REQUEST —
Skip the pictures and repeat each line of the data exactly.

── AVAILABLE DATA

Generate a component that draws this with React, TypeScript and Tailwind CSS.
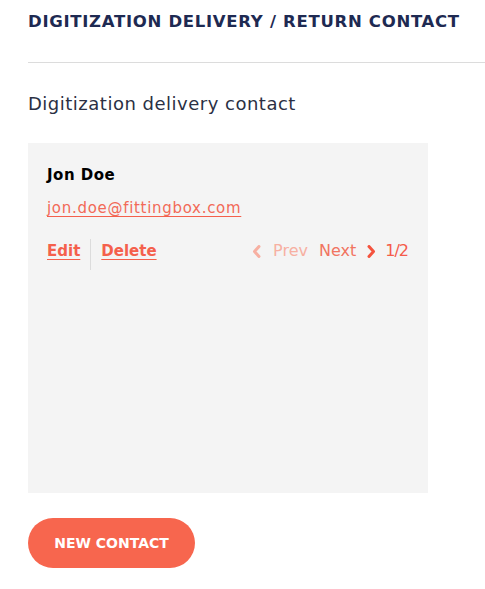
function Chevron({ dir, className }: { dir: "left" | "right"; className?: string }) {
    return (
        <svg width="9" height="13" viewBox="0 0 9 13" className={className}>
            <polyline
                points={dir === "left" ? "7,1.5 2.5,6.5 7,11.5" : "2,1.5 6.5,6.5 2,11.5"}
                fill="none"
                stroke="currentColor"
                strokeWidth="3"
                strokeLinecap="round"
                strokeLinejoin="round"
            />
        </svg>
    )
}

export default function App() {
    return (
        <div className="min-h-[589px] w-[485px] bg-white pl-7" style={{ fontFamily: '"DejaVu Sans", sans-serif' }}>
            <h1 className="pt-[10px] text-[16.5px] font-bold leading-[24px] tracking-[0.7px] whitespace-nowrap text-[#1e2a52]">
                DIGITIZATION DELIVERY / RETURN CONTACT
            </h1>
            <div className="mt-[28px] h-px bg-[#dcdcdc]" />

            <h2 className="mt-[28px] text-[18px] leading-[26px] tracking-[0.5px] text-[#2b3044]">Digitization delivery contact</h2>

            <div className="mt-[26px] flex h-[350px] w-[400px] flex-col bg-[#f4f4f4] pl-[19px] pr-[20px] pt-[21px]">
                <p className="text-[15px] font-bold leading-[22px] tracking-[0.5px] text-black">Jon Doe</p>
                <div className="mt-[10px]">
                    <a href="#" className="text-[15px] leading-[22px] tracking-[0.7px] text-[#f26a58] underline decoration-[#f4604c] underline-offset-[3px]">
                        jon.doe@fittingbox.com
                    </a>
                </div>

                <div className="mt-[19px] flex h-[31px] items-center">
                    <a href="#" className="mb-[7px] pr-[10px] text-[15px] font-bold leading-[22px] text-[#f4604c] underline underline-offset-[3px]">
                        Edit
                    </a>
                    <div className="h-full w-px bg-[#dcdcdc]" />
                    <a href="#" className="mb-[7px] pl-[10px] text-[15px] font-bold leading-[22px] text-[#f4604c] underline underline-offset-[3px]">
                        Delete
                    </a>

                    <div className="mb-[7px] ml-auto flex items-center text-[16px] leading-[22px]">
                        <Chevron dir="left" className="text-[#f7b0a2]" />
                        <span className="ml-[12px] text-[#f7b0a2]">Prev</span>
                        <span className="ml-[11px] text-[#f17461]">Next</span>
                        <Chevron dir="right" className="ml-[11px] text-[#f4533e]" />
                        <span className="ml-[9px] tracking-[-1px] text-[#f45b4b]">1/2</span>
                    </div>
                </div>
            </div>

            <button className="mt-[25px] h-[50px] w-[167px] rounded-full bg-[#f7664e] text-[14px] font-bold text-white">
                NEW CONTACT
            </button>
        </div>
    )
}
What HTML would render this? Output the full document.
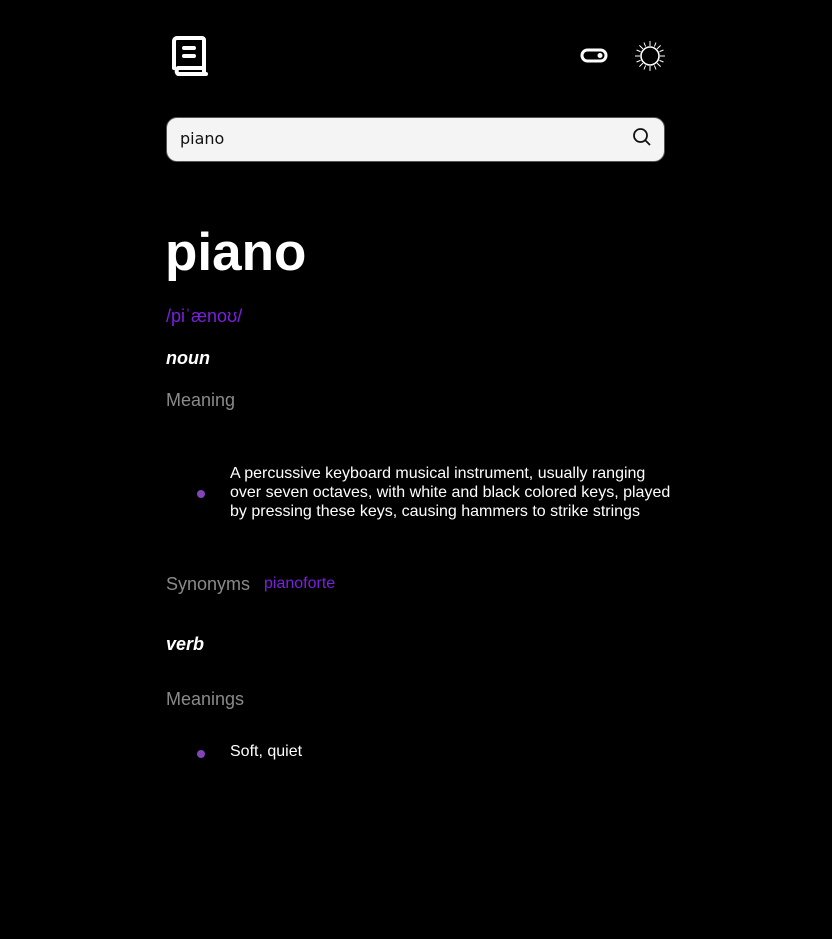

────

PROBLEM SOLUTION —
Generate a component that draws this with React, TypeScript and Tailwind CSS.
function Chevron({ dir, className }: { dir: "left" | "right"; className?: string }) {
    return (
        <svg width="9" height="13" viewBox="0 0 9 13" className={className}>
            <polyline
                points={dir === "left" ? "7,1.5 2.5,6.5 7,11.5" : "2,1.5 6.5,6.5 2,11.5"}
                fill="none"
                stroke="currentColor"
                strokeWidth="3"
                strokeLinecap="round"
                strokeLinejoin="round"
            />
        </svg>
    )
}

export default function App() {
    return (
        <div className="min-h-[589px] w-[485px] bg-white pl-7" style={{ fontFamily: '"DejaVu Sans", sans-serif' }}>
            <h1 className="pt-[10px] text-[16.5px] font-bold leading-[24px] tracking-[0.7px] whitespace-nowrap text-[#1e2a52]">
                DIGITIZATION DELIVERY / RETURN CONTACT
            </h1>
            <div className="mt-[28px] h-px bg-[#dcdcdc]" />

            <h2 className="mt-[28px] text-[18px] leading-[26px] tracking-[0.5px] text-[#2b3044]">Digitization delivery contact</h2>

            <div className="mt-[26px] flex h-[350px] w-[400px] flex-col bg-[#f4f4f4] pl-[19px] pr-[20px] pt-[21px]">
                <p className="text-[15px] font-bold leading-[22px] tracking-[0.5px] text-black">Jon Doe</p>
                <div className="mt-[10px]">
                    <a href="#" className="text-[15px] leading-[22px] tracking-[0.7px] text-[#f26a58] underline decoration-[#f4604c] underline-offset-[3px]">
                        jon.doe@fittingbox.com
                    </a>
                </div>

                <div className="mt-[19px] flex h-[31px] items-center">
                    <a href="#" className="mb-[7px] pr-[10px] text-[15px] font-bold leading-[22px] text-[#f4604c] underline underline-offset-[3px]">
                        Edit
                    </a>
                    <div className="h-full w-px bg-[#dcdcdc]" />
                    <a href="#" className="mb-[7px] pl-[10px] text-[15px] font-bold leading-[22px] text-[#f4604c] underline underline-offset-[3px]">
                        Delete
                    </a>

                    <div className="mb-[7px] ml-auto flex items-center text-[16px] leading-[22px]">
                        <Chevron dir="left" className="text-[#f7b0a2]" />
                        <span className="ml-[12px] text-[#f7b0a2]">Prev</span>
                        <span className="ml-[11px] text-[#f17461]">Next</span>
                        <Chevron dir="right" className="ml-[11px] text-[#f4533e]" />
                        <span className="ml-[9px] tracking-[-1px] text-[#f45b4b]">1/2</span>
                    </div>
                </div>
            </div>

            <button className="mt-[25px] h-[50px] w-[167px] rounded-full bg-[#f7664e] text-[14px] font-bold text-white">
                NEW CONTACT
            </button>
        </div>
    )
}
What HTML would render this? Output the full document.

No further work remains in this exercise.